On the Divergence of the Rogers-Ramanujan Continued Fraction on the Unit Circle

Jimmy Mc Laughlin, Doug Bowman

Published 2001-07-06, updated 2001-10-15Version 2

Let the continued fraction expansion of any irrational number $t \in (0,1)$ be denoted by $[0,a_{1}(t),a_{2}(t),...]$ and let the i-th convergent of this continued fraction expansion be denoted by $c_{i}(t)/d_{i}(t)$. Let \[ S=\{t \in (0,1): a_{i+1}(t) \geq \phi^{d_{i}(t)} \text{infinitely often}\}, \] where $\phi = (\sqrt{5}+1)/2$. Let $Y_{S} =\{\exp(2 \pi i t): t \in S \}$. It is shown that if $y \in Y_{S}$ then the Rogers-Ramanujan continued fraction, R(y), diverges at y.

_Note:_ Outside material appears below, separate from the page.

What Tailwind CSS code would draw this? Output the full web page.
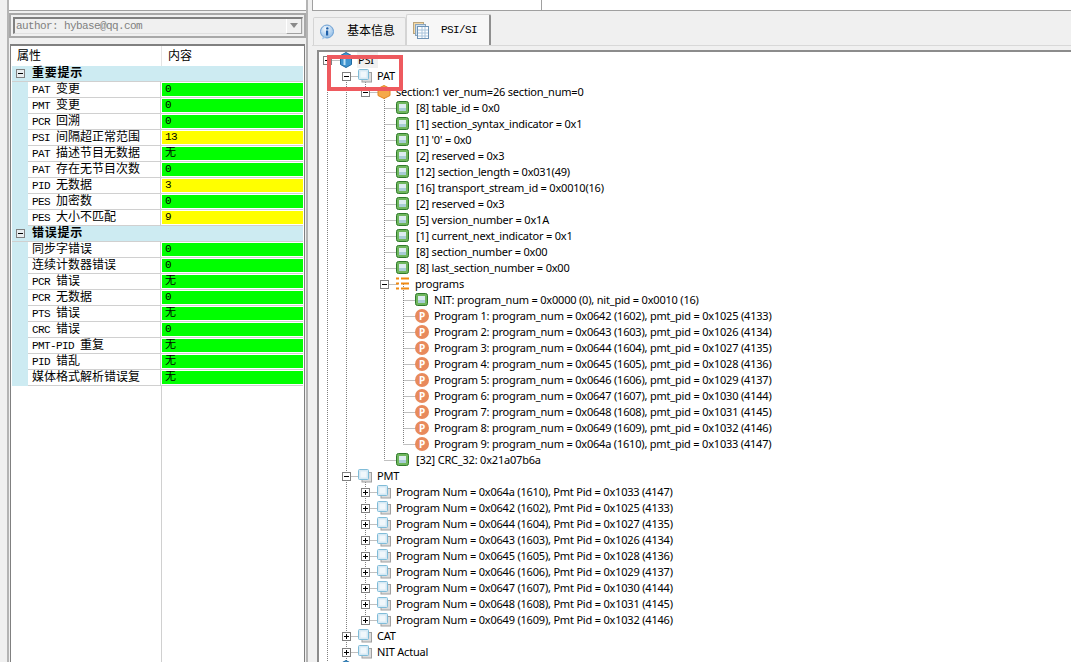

S is an uncountable set of measure zero. It is also shown that there is an uncountable set of points, $G \subset Y_{S}$, such that if $y \in G$, then R(y) does not converge generally. It is further shown that R(y) does not converge generally for |y| > 1 and that R(y) does converge generally if y is a primitive 5m-th root of unity, some $m \in \mathbb{N}$.